AIM OF THE EXERCISE:
Of the lines in the entries below, state how many hold the word "this". Say nothing else.

DATA FOR PROCESSING:
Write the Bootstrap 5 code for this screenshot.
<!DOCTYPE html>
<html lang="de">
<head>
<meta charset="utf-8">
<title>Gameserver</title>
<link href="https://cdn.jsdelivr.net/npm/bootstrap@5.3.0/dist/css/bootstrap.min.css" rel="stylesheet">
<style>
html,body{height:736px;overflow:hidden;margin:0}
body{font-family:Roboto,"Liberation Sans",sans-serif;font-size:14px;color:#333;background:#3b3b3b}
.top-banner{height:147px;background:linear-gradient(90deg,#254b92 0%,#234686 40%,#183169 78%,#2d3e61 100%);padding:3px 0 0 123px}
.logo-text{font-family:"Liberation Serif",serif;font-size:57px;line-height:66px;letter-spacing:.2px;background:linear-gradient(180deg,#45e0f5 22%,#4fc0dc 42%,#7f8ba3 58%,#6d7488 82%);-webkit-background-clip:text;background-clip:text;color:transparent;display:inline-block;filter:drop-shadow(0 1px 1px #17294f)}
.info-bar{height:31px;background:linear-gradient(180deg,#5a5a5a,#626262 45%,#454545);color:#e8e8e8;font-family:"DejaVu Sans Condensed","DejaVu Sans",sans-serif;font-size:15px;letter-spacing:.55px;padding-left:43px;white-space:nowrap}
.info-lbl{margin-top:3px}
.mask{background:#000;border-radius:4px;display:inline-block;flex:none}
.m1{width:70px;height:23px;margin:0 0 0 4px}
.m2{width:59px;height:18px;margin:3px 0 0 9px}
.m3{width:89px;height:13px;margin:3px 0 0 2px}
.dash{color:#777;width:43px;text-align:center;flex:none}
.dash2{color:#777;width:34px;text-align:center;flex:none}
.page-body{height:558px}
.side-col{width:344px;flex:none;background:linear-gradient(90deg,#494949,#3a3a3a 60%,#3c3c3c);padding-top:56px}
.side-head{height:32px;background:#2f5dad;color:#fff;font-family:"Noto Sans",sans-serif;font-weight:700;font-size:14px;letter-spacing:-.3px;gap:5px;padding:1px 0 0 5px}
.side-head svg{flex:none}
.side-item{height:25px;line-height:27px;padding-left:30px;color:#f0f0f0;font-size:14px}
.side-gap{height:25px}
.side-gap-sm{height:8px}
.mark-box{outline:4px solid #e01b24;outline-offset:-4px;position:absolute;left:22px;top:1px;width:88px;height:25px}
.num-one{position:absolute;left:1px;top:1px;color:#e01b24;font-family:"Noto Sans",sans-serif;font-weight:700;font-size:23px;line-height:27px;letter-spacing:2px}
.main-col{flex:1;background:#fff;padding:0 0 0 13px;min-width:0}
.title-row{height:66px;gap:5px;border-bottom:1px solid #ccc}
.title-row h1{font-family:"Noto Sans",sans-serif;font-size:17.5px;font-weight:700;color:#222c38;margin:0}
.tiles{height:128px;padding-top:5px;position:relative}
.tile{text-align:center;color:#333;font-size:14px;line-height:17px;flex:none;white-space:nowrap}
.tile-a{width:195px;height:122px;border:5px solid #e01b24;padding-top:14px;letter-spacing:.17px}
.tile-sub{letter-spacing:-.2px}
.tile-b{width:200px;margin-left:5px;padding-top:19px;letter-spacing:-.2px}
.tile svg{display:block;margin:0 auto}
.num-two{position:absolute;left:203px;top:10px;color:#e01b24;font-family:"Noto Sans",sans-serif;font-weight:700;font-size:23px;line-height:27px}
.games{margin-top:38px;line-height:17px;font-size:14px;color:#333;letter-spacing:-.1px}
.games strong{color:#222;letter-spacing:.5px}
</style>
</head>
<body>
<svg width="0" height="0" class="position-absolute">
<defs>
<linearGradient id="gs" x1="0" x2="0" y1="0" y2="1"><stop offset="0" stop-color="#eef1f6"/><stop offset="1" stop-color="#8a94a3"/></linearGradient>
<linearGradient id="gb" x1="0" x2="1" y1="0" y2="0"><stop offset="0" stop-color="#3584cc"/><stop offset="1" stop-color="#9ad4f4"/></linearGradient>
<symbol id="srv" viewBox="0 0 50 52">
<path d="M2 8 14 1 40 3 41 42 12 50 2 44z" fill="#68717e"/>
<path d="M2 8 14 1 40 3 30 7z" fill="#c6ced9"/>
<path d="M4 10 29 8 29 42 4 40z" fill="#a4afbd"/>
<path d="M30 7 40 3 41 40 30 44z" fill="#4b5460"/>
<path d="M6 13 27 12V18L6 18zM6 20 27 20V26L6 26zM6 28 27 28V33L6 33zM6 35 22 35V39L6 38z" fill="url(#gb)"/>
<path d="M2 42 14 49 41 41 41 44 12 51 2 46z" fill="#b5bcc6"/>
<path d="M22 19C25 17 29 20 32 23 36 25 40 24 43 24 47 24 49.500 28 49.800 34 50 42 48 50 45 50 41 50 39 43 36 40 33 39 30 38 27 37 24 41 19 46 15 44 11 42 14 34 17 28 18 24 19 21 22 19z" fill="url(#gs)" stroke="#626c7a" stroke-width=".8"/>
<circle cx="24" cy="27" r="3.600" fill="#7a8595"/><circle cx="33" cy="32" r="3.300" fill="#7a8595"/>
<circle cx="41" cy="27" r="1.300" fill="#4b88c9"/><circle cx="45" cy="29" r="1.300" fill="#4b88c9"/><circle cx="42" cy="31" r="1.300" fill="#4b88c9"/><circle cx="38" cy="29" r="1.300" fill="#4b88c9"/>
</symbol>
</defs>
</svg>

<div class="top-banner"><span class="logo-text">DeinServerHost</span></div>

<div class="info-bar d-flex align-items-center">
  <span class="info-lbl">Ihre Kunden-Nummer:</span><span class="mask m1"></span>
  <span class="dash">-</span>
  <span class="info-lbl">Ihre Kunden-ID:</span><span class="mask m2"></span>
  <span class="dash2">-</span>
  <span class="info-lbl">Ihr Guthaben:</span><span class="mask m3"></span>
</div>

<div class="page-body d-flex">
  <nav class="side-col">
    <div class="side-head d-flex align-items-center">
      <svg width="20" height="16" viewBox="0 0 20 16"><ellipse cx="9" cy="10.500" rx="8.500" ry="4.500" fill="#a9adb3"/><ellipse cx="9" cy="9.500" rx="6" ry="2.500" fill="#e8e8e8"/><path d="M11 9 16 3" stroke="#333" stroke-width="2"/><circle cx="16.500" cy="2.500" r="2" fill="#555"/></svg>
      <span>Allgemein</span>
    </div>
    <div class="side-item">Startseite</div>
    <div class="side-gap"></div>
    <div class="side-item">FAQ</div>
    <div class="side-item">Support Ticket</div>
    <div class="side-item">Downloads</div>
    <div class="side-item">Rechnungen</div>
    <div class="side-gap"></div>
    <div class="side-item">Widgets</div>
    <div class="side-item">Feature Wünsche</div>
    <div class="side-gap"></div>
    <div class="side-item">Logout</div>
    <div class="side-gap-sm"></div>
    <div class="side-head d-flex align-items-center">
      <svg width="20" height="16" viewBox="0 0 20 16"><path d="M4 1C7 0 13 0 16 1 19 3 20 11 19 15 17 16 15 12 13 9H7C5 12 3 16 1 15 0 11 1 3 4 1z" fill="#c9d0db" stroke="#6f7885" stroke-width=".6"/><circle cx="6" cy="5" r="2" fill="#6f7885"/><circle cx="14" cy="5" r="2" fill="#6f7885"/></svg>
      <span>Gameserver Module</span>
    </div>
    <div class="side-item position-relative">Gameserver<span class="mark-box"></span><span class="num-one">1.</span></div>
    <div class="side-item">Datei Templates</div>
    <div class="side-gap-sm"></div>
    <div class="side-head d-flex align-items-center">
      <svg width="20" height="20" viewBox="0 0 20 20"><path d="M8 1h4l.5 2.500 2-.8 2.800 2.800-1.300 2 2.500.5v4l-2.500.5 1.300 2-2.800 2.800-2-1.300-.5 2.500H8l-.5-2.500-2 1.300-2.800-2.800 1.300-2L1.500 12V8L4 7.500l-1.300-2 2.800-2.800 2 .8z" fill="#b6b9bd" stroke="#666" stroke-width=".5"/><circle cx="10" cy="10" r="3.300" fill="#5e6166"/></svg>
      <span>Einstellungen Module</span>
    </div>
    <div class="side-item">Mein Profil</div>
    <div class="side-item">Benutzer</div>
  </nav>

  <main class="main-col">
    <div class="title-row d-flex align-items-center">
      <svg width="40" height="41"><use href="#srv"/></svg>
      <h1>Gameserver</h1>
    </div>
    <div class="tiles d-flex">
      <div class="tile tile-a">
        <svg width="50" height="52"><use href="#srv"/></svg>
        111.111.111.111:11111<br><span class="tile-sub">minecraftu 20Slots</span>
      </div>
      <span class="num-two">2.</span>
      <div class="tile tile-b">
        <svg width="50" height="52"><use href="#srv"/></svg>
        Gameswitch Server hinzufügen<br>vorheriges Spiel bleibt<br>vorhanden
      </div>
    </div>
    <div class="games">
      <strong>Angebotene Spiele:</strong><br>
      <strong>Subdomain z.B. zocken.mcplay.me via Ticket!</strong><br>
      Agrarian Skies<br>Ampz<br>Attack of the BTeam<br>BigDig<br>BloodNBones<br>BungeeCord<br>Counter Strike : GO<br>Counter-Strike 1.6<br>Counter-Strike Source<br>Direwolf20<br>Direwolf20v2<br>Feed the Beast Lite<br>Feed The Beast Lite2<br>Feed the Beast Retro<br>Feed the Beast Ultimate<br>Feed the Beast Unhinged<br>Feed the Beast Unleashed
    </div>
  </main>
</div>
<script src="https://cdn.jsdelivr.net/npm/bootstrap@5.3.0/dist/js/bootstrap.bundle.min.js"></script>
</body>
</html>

* * *

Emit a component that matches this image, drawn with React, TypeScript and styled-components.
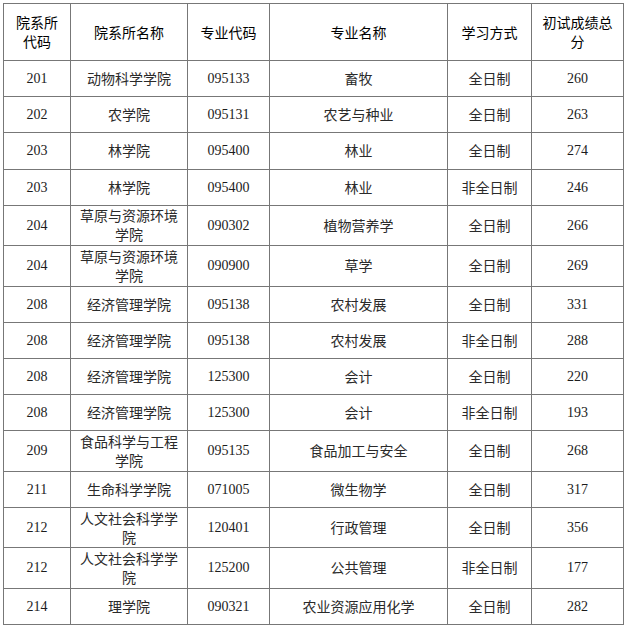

SOLUTION BELOW:
2